Supplied material:
********************

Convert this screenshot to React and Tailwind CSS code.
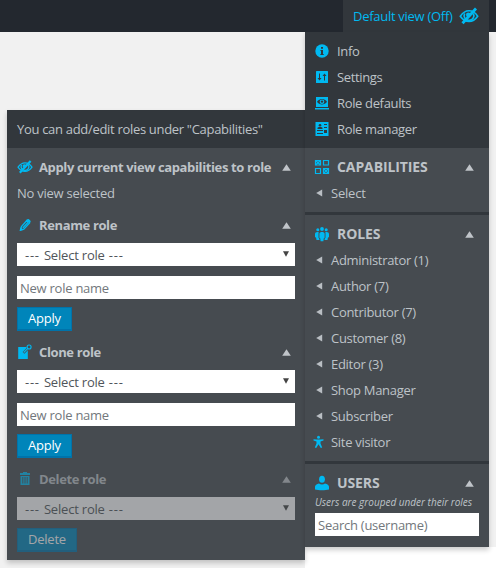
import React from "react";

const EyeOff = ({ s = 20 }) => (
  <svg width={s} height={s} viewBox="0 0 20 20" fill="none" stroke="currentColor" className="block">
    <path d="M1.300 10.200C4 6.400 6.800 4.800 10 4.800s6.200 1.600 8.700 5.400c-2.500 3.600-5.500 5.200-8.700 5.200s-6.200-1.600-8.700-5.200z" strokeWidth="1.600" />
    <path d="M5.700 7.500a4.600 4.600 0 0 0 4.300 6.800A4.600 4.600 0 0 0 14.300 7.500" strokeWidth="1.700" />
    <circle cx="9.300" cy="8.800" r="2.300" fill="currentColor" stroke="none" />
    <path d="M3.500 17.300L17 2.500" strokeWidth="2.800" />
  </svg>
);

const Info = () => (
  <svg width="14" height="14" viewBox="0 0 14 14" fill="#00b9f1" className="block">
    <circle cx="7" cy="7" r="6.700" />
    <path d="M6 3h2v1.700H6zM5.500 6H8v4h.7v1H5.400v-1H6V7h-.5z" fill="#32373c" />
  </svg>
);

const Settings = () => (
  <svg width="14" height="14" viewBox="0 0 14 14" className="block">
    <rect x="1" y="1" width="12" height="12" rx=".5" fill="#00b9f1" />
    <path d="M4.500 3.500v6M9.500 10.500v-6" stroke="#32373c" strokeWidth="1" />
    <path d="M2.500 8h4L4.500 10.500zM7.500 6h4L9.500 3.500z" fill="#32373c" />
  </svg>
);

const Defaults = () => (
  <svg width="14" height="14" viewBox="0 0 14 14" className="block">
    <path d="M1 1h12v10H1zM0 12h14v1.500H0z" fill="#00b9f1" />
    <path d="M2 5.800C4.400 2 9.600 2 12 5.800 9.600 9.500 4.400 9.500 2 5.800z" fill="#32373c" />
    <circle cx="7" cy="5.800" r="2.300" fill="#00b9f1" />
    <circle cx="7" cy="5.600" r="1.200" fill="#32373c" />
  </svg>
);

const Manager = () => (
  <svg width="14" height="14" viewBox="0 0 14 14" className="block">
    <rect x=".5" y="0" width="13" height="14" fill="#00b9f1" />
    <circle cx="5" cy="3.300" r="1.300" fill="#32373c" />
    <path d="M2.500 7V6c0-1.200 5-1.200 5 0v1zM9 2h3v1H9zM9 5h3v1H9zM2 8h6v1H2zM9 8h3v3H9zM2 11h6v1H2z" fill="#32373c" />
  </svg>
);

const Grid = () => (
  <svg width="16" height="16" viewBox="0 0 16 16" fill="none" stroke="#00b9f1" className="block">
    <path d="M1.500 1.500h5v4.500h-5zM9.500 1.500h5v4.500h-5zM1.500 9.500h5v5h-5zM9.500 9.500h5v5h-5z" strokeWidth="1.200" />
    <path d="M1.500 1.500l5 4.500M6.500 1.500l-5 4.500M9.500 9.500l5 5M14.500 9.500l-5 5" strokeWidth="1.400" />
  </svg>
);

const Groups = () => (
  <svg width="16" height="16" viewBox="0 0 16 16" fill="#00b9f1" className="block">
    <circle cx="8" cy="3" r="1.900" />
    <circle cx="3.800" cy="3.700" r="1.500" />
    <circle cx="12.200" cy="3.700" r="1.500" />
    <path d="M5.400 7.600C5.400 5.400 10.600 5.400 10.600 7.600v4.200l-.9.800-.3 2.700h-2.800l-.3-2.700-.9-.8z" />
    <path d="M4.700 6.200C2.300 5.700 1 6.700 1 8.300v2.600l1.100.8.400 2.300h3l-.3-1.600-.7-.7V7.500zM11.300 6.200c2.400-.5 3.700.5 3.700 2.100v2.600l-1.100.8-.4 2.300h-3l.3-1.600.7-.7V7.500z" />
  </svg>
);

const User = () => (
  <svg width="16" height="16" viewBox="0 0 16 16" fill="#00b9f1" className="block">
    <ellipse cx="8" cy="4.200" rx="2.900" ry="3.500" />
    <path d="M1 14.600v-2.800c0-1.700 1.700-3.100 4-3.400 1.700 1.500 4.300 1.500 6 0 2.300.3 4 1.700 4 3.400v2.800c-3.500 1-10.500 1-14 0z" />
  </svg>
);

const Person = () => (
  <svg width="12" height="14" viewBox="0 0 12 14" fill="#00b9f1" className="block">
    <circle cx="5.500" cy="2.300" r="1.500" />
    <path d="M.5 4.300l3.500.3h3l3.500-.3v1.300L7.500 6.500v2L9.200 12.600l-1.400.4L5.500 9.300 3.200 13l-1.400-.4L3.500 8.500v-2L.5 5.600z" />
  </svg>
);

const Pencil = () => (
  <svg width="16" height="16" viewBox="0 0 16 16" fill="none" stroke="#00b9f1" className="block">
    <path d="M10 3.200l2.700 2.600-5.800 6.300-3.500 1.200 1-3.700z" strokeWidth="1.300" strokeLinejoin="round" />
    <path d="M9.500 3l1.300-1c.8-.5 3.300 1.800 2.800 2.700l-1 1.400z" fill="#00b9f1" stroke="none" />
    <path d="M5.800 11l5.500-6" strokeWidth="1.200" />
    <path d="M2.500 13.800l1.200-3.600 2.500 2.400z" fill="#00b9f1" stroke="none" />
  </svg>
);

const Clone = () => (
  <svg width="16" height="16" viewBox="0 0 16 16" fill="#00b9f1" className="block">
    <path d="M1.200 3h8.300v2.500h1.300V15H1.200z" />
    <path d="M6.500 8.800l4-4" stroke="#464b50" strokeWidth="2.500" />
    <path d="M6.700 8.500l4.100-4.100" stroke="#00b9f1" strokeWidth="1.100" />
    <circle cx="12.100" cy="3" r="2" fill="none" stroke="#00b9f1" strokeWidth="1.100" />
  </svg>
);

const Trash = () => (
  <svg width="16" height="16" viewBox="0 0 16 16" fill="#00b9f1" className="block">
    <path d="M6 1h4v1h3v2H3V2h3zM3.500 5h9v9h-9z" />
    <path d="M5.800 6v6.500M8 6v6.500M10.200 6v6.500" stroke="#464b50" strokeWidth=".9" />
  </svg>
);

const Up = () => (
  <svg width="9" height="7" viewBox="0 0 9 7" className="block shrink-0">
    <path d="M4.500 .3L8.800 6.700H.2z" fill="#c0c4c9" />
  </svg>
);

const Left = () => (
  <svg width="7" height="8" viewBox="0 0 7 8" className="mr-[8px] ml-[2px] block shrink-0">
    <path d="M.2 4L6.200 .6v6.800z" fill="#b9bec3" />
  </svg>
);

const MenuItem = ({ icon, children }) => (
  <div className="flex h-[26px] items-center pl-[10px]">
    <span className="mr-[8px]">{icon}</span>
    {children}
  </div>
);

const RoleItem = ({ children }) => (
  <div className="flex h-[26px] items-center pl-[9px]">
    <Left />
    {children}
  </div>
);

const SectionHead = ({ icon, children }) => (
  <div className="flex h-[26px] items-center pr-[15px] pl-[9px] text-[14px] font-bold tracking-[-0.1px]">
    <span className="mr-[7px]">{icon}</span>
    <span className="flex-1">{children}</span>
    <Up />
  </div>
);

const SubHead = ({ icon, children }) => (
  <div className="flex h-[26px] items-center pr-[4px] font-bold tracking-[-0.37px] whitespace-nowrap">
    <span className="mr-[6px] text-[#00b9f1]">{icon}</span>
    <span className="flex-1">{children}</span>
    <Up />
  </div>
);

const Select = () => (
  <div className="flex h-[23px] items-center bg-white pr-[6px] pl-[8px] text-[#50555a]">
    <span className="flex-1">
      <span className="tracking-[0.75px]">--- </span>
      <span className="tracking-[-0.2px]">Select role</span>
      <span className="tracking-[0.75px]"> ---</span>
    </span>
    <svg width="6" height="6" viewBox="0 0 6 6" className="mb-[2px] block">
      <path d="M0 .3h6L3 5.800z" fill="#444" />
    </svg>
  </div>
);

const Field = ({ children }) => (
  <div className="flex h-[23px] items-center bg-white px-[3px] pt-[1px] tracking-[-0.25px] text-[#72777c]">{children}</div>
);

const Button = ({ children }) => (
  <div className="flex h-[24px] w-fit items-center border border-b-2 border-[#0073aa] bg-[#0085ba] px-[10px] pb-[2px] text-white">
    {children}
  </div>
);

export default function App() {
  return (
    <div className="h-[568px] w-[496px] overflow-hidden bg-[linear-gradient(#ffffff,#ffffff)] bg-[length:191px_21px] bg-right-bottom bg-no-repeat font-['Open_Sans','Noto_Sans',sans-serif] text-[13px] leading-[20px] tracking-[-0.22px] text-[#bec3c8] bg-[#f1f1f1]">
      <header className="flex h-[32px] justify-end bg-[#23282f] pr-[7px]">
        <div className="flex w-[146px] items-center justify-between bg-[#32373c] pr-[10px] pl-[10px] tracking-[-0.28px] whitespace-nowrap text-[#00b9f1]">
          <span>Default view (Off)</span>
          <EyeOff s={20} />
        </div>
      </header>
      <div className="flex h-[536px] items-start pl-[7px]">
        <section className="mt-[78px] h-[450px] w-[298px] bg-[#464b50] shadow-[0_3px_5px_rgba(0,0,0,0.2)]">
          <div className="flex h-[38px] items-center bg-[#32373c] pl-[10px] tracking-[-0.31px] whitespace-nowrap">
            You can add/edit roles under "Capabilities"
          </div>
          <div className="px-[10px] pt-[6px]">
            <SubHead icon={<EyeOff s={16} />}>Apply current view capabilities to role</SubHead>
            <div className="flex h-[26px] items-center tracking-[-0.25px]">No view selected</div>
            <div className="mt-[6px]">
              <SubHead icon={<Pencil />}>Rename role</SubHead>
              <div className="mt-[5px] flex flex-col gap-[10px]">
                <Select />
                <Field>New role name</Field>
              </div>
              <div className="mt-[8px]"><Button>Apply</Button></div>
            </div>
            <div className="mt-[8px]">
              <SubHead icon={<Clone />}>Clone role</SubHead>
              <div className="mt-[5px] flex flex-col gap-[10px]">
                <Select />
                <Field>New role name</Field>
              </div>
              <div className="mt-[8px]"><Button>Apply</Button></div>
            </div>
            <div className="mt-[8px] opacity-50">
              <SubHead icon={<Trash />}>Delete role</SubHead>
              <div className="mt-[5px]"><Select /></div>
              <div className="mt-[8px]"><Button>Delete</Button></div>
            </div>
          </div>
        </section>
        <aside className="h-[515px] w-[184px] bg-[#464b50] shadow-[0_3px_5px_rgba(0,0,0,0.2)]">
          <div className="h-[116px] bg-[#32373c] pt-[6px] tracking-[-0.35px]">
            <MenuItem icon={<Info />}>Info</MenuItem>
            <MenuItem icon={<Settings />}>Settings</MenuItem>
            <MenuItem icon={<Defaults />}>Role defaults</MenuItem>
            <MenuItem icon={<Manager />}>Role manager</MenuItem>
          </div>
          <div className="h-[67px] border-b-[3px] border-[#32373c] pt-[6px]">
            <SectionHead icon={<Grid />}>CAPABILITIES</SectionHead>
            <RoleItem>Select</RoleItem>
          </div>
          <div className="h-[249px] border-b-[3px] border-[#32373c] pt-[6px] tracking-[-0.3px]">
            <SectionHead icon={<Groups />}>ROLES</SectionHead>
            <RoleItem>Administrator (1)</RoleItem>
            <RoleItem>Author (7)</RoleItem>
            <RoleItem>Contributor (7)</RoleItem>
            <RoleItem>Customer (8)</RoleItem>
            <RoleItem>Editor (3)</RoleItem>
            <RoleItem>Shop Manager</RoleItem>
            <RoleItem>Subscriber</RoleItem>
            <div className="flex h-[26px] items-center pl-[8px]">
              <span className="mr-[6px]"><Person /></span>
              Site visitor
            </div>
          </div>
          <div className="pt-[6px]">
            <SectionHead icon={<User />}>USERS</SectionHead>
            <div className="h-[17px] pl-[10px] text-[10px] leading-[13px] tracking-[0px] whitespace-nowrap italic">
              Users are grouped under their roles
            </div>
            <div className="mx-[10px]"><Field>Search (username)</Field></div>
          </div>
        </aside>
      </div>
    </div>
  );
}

********************

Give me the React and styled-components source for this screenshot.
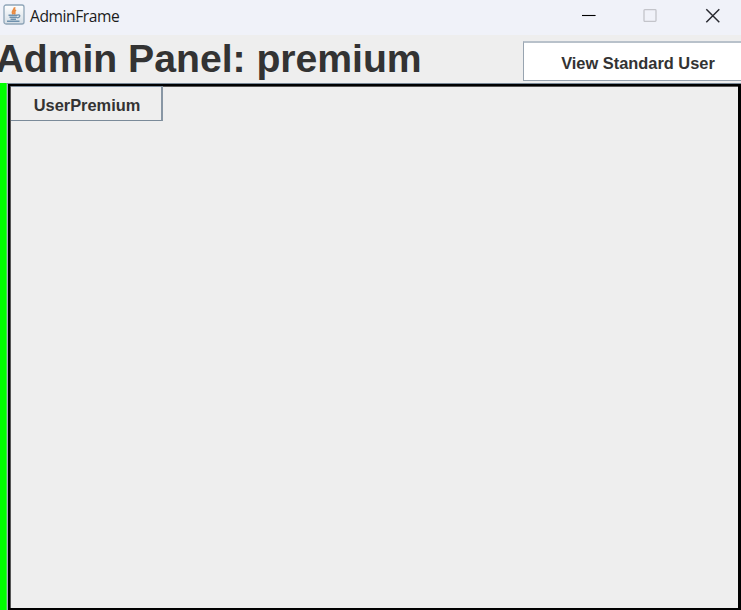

********************

Exercise goal:
From the data above, show each line that contains "this".

Solution to the exercise:
Convert this screenshot to React and Tailwind CSS code.
Give me the React and styled-components source for this screenshot.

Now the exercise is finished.